For my birthday, my wife and I drove to the Berkshires and stayed two nights in a Japanese-theme bed-and-breakfast, Shirakaba Guest House (白樺旅館-it means “White Birch Inn”). We'd learned about it from an enthusiastic article in the Sunday New York Times travel section. It's at the top of a hill, and was designed by a Japanese architect to be a B&B. It has two, two-bedroom suites with a bath between the two bedrooms. These first floor bedrooms have large closets, giant, soft, luxurious beds, flat-screen TV sets with DVD players attached, mini-refrigerators, microwave ovens, alarm clock/radios that will also play an iPod, and more. There is also a lap pool, hot tub, and sauna on the ground floor level.
The second floor has a great room with a huge flat screen TV, fireplace, wonderfully
soft recliner/couches, the open kitchen, restroom, and a traditional tatami
room. (You remove your shoes at the front entrance and put on the inn’s
slippers to walk around on the polished wooden floors.) The innkeepers, Sadao
Yagi and Louise Palmer, do everything they could think of to make a guest’s
stay memorable and comfortable. Fresh yukata are waiting on your bed to wear
around the inn. Louise embroiders a special Japanese washcloth for each guest,
a souvenir to take home. The fridge is stocked with flavored seltzers. There
are cookies and microwave popcorn. The suite comes with a small bowl of chocolates.
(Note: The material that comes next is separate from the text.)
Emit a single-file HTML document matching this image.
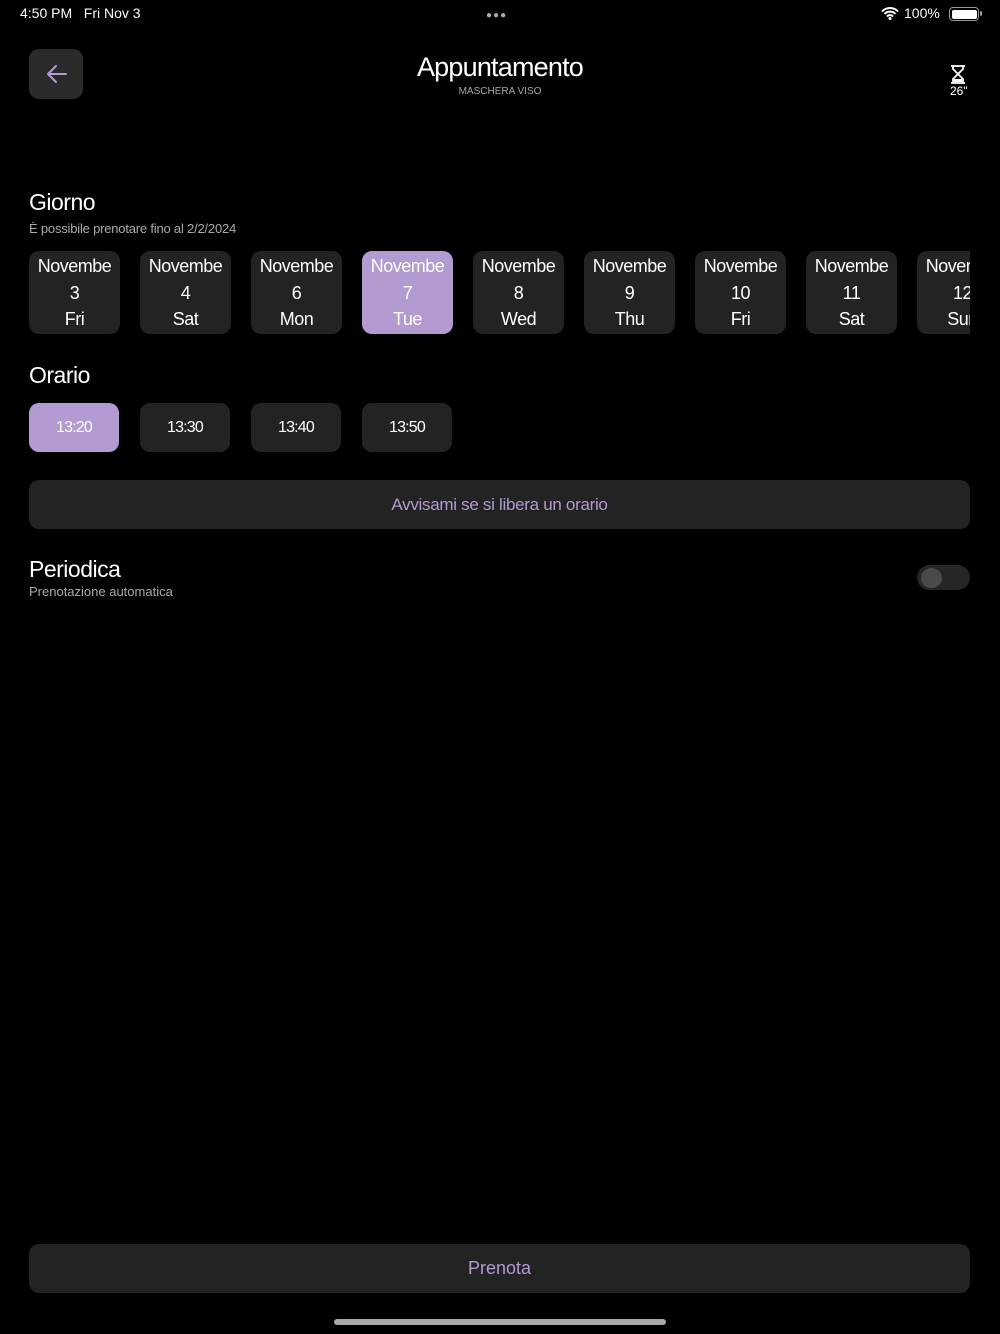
<!DOCTYPE html>
<html><head><meta charset="utf-8">
<style>
*{margin:0;padding:0;box-sizing:border-box}
body{width:1000px;height:1334px;background:#000;color:#fff;font-family:"Liberation Sans","DejaVu Sans",sans-serif;position:relative;overflow:hidden}
.abs{position:absolute}
.card{position:absolute;top:251px;width:91px;height:83px;border-radius:10px;background:#232323;text-align:center;font-size:18px;line-height:26.5px;padding-top:2px;overflow:hidden;white-space:nowrap;letter-spacing:-0.5px}
.sel{background:#b39ad0}
.time{position:absolute;top:403px;width:90px;height:49px;border-radius:10px;background:#232323;text-align:center;line-height:49px;font-size:16px;letter-spacing:-0.8px}
.time.sel{background:#b39ad0}
.h{font-size:23px;letter-spacing:-0.5px}
</style></head><body>
<div class="abs" style="left:20px;top:5px;font-size:14px">4:50 PM&nbsp;&nbsp;&nbsp;Fri Nov 3</div>
<div class="abs" style="left:486px;top:10px;font-size:10px;letter-spacing:1px;color:#aaa">●●●</div>
<svg class="abs" style="left:881px;top:7px" width="18" height="13" viewBox="0 0 18 13"><path d="M1 4.5A11 11 0 0 1 17 4.5M3.5 7A7.5 7.5 0 0 1 14.5 7M6 9.5A4 4 0 0 1 12 9.5" stroke="#fff" stroke-width="2" fill="none"/><circle cx="9" cy="11.5" r="1.5" fill="#fff"/></svg>
<div class="abs" style="left:904px;top:5px;font-size:14px">100%</div>
<div class="abs" style="left:949px;top:7px;width:30px;height:14px;border:1.5px solid #999;border-radius:4px;padding:1.5px"><div style="background:#fff;width:100%;height:100%;border-radius:2px"></div></div>
<div class="abs" style="left:980px;top:11px;width:2px;height:5px;background:#999;border-radius:1px"></div>

<div class="abs" style="left:29px;top:49px;width:54px;height:50px;border-radius:10px;background:#2a2a2a"></div>
<svg class="abs" style="left:46px;top:64px" width="22" height="20" viewBox="0 0 22 20"><path d="M20 10H3M10 2L2 10L10 18" stroke="#b39ad0" stroke-width="2" fill="none" stroke-linecap="round" stroke-linejoin="round"/></svg>
<div class="abs" style="left:0;width:1000px;top:52px;text-align:center;font-size:27px;letter-spacing:-0.8px">Appuntamento</div>
<div class="abs" style="left:0;width:1000px;top:86px;text-align:center;font-size:10px;color:#aaa">MASCHERA VISO</div>
<svg class="abs" style="left:949px;top:64px" width="18" height="21" viewBox="0 0 18 21"><path d="M2 2H16M2 19H16M4 2V5L9 10L4 15V19M14 2V5L9 10L14 15V19" stroke="#fff" stroke-width="1.8" fill="none"/><rect x="5" y="15" width="8" height="3" fill="#fff"/></svg>
<div class="abs" style="left:950px;top:84px;font-size:12px">26"</div>

<div class="abs h" style="left:29px;top:189px">Giorno</div>
<div class="abs" style="left:29px;top:221px;font-size:13px;color:#aaa;letter-spacing:-0.2px">È possibile prenotare fino al 2/2/2024</div>
<div class="abs" style="left:0;top:0;width:970px;height:400px;overflow:hidden">
<div class="card" style="left:29px">Novembe<br>3<br>Fri</div>
<div class="card" style="left:140px">Novembe<br>4<br>Sat</div>
<div class="card" style="left:251px">Novembe<br>6<br>Mon</div>
<div class="card sel" style="left:362px">Novembe<br>7<br>Tue</div>
<div class="card" style="left:473px">Novembe<br>8<br>Wed</div>
<div class="card" style="left:584px">Novembe<br>9<br>Thu</div>
<div class="card" style="left:695px">Novembe<br>10<br>Fri</div>
<div class="card" style="left:806px">Novembe<br>11<br>Sat</div>
<div class="card" style="left:917px">Novembe<br>12<br>Sun</div>
</div>

<div class="abs h" style="left:29px;top:362px">Orario</div>
<div class="time sel" style="left:29px">13:20</div>
<div class="time" style="left:140px">13:30</div>
<div class="time" style="left:251px">13:40</div>
<div class="time" style="left:362px">13:50</div>

<div class="abs" style="left:29px;top:480px;width:941px;height:49px;border-radius:10px;background:#232323;text-align:center;line-height:49px;font-size:17px;color:#b39ad0;letter-spacing:-0.3px">Avvisami se si libera un orario</div>

<div class="abs h" style="left:29px;top:556px">Periodica</div>
<div class="abs" style="left:29px;top:584px;font-size:13px;color:#aaa">Prenotazione automatica</div>
<div class="abs" style="left:917px;top:565px;width:53px;height:25px;border-radius:13px;background:#262626"></div>
<div class="abs" style="left:921px;top:568px;width:21px;height:20px;border-radius:50%;background:#4a4a4a"></div>

<div class="abs" style="left:29px;top:1244px;width:941px;height:49px;border-radius:10px;background:#232323;text-align:center;line-height:49px;font-size:18px;color:#b39ad0">Prenota</div>
<div class="abs" style="left:334px;top:1319px;width:332px;height:6px;border-radius:3px;background:#aaa"></div>
</body></html>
Breakfast can be either western (bacon and eggs) or Japanese (miso, oshinko,
gohan, tamago) and the breakfast is big enough to hold you well past lunch. It can also include yogurt, fruit, Japanese-style toast, Japanese spread for the bread, juice,
coffee, or tea.
Because it was my birthday, we ordered a special Japanese dinner, which is
not included in the room rate. Louise decorated the formal tatami dining room with colored
streamers, “Happy Birthday” banners, and balloons for a festive evening. The six-course dinner included edamame
(green soybeans boiled in their pods), cucumber salad, miso soup, chawanmushi
(a cup-steamed egg custard containing shrimp, carrots, and other vegetables),
beef sukiyaki, and a dessert of homemade red-bean ice cream.
The weather was so nasty, we did not go out to Shirakaba’s gazebo
until the morning we checked out. Too bad, because it is on a clearing on a
hill overlooking the valley and the hills in the distance. It would have been an enjoyable spot to sit and read or to have our edamame first course. When we had to leave, Louise gave us a plastic container of freshly made oatmeal cookies. I want to go back.